- _To be done_
Copy each line below that contains "index".

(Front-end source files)
○ ○ ○ ○ ○ ○ ○
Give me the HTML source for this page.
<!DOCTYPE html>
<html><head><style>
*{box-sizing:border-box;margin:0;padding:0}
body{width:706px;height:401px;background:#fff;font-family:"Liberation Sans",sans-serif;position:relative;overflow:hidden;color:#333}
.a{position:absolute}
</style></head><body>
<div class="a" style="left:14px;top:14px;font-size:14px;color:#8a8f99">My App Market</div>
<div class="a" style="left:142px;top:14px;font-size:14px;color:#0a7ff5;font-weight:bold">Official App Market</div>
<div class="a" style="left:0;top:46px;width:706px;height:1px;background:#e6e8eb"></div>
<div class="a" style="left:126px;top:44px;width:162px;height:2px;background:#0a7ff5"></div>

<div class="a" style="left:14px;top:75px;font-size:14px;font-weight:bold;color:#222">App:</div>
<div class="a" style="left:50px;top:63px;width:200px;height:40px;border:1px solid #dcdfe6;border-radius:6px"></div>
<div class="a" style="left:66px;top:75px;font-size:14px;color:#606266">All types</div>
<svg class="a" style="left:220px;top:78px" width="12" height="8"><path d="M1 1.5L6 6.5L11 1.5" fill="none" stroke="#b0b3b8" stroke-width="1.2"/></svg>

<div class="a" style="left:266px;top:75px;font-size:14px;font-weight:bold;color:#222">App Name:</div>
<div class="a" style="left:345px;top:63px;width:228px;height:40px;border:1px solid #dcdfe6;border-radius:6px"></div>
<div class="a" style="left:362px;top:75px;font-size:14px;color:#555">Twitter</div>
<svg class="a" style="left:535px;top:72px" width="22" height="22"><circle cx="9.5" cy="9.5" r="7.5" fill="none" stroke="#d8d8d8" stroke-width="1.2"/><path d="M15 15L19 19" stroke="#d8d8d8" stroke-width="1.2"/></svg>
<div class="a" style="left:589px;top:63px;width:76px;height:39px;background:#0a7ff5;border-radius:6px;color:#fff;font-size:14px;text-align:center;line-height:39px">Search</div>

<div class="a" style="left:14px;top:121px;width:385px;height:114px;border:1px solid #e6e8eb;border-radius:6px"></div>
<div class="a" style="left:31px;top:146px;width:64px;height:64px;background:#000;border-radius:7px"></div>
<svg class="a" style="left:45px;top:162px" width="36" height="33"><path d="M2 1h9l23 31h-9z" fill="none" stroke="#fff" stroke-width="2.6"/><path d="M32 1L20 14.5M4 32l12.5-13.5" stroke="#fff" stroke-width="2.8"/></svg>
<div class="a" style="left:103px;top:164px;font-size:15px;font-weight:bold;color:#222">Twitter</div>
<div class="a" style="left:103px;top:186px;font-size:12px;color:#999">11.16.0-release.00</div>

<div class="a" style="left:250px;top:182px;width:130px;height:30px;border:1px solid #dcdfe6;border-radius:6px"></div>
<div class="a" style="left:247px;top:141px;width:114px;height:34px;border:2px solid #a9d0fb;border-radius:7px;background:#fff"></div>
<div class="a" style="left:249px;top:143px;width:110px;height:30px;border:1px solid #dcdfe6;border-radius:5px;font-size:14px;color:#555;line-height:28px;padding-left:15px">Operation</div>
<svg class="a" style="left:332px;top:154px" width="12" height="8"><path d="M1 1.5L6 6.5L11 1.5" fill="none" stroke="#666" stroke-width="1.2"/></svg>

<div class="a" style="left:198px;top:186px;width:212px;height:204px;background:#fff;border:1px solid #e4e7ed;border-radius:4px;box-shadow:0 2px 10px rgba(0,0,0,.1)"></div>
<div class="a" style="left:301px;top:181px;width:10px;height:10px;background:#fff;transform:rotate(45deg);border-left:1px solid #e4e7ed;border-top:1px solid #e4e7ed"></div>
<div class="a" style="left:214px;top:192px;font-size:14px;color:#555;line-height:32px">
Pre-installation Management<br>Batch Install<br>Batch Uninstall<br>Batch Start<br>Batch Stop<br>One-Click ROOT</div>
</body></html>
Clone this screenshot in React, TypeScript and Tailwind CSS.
○ ○ ○ ○ ○ ○ ○
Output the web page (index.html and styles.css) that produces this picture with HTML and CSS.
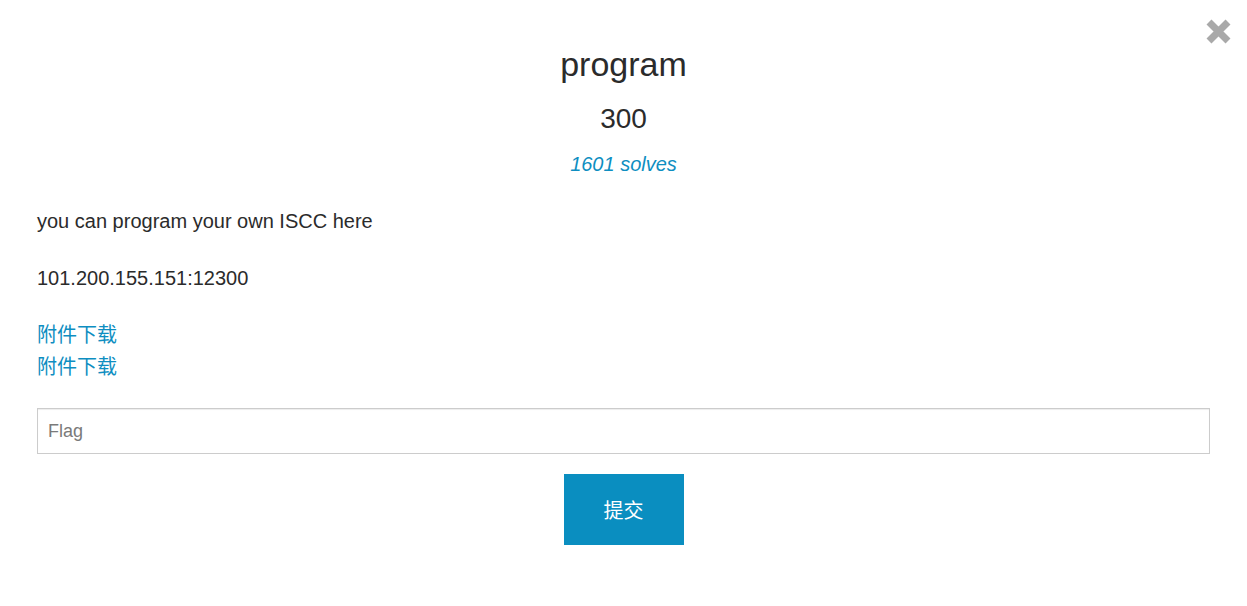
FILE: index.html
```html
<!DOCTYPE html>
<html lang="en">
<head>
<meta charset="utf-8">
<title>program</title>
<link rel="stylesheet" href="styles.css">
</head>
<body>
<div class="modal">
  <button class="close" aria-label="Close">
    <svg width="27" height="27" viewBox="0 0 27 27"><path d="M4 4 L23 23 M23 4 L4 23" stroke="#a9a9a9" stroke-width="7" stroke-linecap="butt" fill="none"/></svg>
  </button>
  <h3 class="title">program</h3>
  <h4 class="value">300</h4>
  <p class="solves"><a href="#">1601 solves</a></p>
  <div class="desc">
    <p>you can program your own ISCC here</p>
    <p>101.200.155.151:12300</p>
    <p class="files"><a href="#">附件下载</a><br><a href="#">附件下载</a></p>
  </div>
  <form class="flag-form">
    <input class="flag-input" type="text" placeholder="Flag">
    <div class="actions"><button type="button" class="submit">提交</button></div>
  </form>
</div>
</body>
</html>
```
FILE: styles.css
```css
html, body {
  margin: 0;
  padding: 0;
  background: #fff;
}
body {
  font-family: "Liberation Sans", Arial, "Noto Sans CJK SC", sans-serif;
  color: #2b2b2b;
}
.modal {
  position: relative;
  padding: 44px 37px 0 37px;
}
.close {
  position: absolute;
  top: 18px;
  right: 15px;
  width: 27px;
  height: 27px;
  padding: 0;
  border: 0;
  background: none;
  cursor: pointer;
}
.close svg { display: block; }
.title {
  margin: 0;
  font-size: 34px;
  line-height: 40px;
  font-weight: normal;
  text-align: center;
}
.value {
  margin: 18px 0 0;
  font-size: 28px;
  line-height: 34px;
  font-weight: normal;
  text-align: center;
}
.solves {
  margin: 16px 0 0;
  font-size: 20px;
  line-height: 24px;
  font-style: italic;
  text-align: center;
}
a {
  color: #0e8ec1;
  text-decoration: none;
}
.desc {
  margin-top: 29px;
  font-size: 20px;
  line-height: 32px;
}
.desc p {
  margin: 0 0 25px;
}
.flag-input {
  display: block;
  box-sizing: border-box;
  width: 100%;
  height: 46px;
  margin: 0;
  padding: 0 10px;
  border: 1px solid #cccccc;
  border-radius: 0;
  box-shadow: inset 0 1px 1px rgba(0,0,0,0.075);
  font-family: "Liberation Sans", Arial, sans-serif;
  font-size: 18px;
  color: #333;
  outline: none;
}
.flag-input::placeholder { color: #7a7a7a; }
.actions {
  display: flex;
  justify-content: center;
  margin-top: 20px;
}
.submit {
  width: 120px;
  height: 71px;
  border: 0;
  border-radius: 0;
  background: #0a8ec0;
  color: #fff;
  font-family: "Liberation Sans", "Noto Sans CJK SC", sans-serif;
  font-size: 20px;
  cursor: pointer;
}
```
○ ○ ○ ○ ○ ○ ○
- _Output of the task_
Output the web page (index.html and styles.css) that produces this picture with HTML and CSS.
FILE: index.html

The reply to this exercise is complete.